In the Lakota language it is known as zuze'ca tapejuta.

==Range and habitat==
Slender penstemons are native to central and western Canada, the north-central United States, and the eastern edge of the Rocky Mountains to northern New Mexico. In Canada they reach the south-westernmost part of Ontario and extend westwards to Alberta and the northeast of British Columbia. In the United States isolated occurrences are recorded in Lake County, Indiana and Kane County, Illinois. However, according to the Flora of North America the Indiana population is a human introduction. The single report of the species in Michigan is in Dickinson County, in the Upper Peninsula. To the west it becomes more common, being reported in approximately the western half of Wisconsin, most of Minnesota, and both the Dakotas. It is only in northwest Iowa and is more common in the northern counties of Nebraska. Almost all the occurrences in Montana are in the east with the exception of Sanders County in the far west of the state. Most of the range is in the northeast of Wyoming and the occurrences in Colorado are at lower elevations in the eastern Rocky Mountains. It reaches its southern limits in northern New Mexico where it is found occasionally in the lower mountains in the North East.

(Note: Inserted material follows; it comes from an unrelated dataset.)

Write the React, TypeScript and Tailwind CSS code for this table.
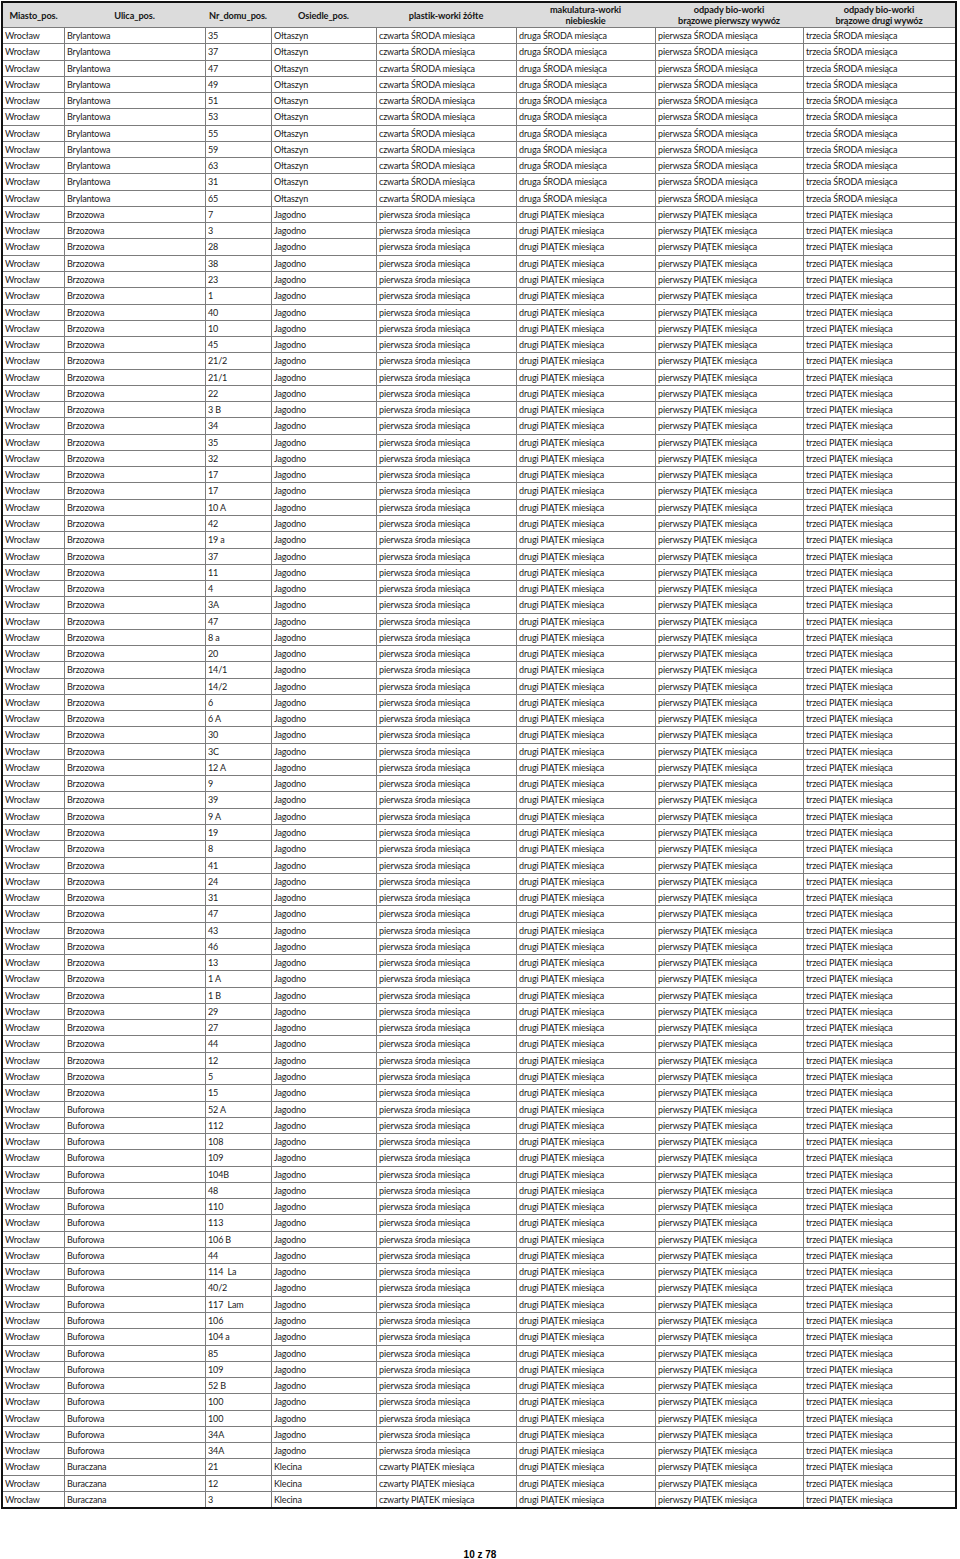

It can be found at elevations of 300 to 2100 m.

It is primary a species of the northern Great Plains and grows in tallgrass, mixed grass, and shortgrass prairies. Slender penstemon also grows in the foothills of the Rocky Mountains and in open woods in Canada. It generally grows in areas with sandy or gravelly soils.

==Ecology==
In a study of changing bloom dates due to climate change lilac penstemon was one of just ten species out of more than 120 studied from northern Great Plains that maintained a consistent flowering date despite warmer temperatures. In fact it bloomed an average of two days earlier in 2007–2010 than its average in 1910–1961.

===Conservation===
Lilac penstemon was evaluated by the conservation organization NatureServe in 2016 and rated as secure at the global level (G5). It was similarly rated as apparently secure (S4) in New Mexico, Ontario, Saskatchewan, and Alberta. However it was found to be vulnerable (S3) in Wyoming, British Columbia, and Manitoba and critically imperiled (S1) in Iowa and Michigan. They have not rated the rest of the states and provinces in its range.

==Cultivation==
Within its native range it is grown as a xeriscape plant in gardens and is winter hardy in USDA Zones 3 to 6.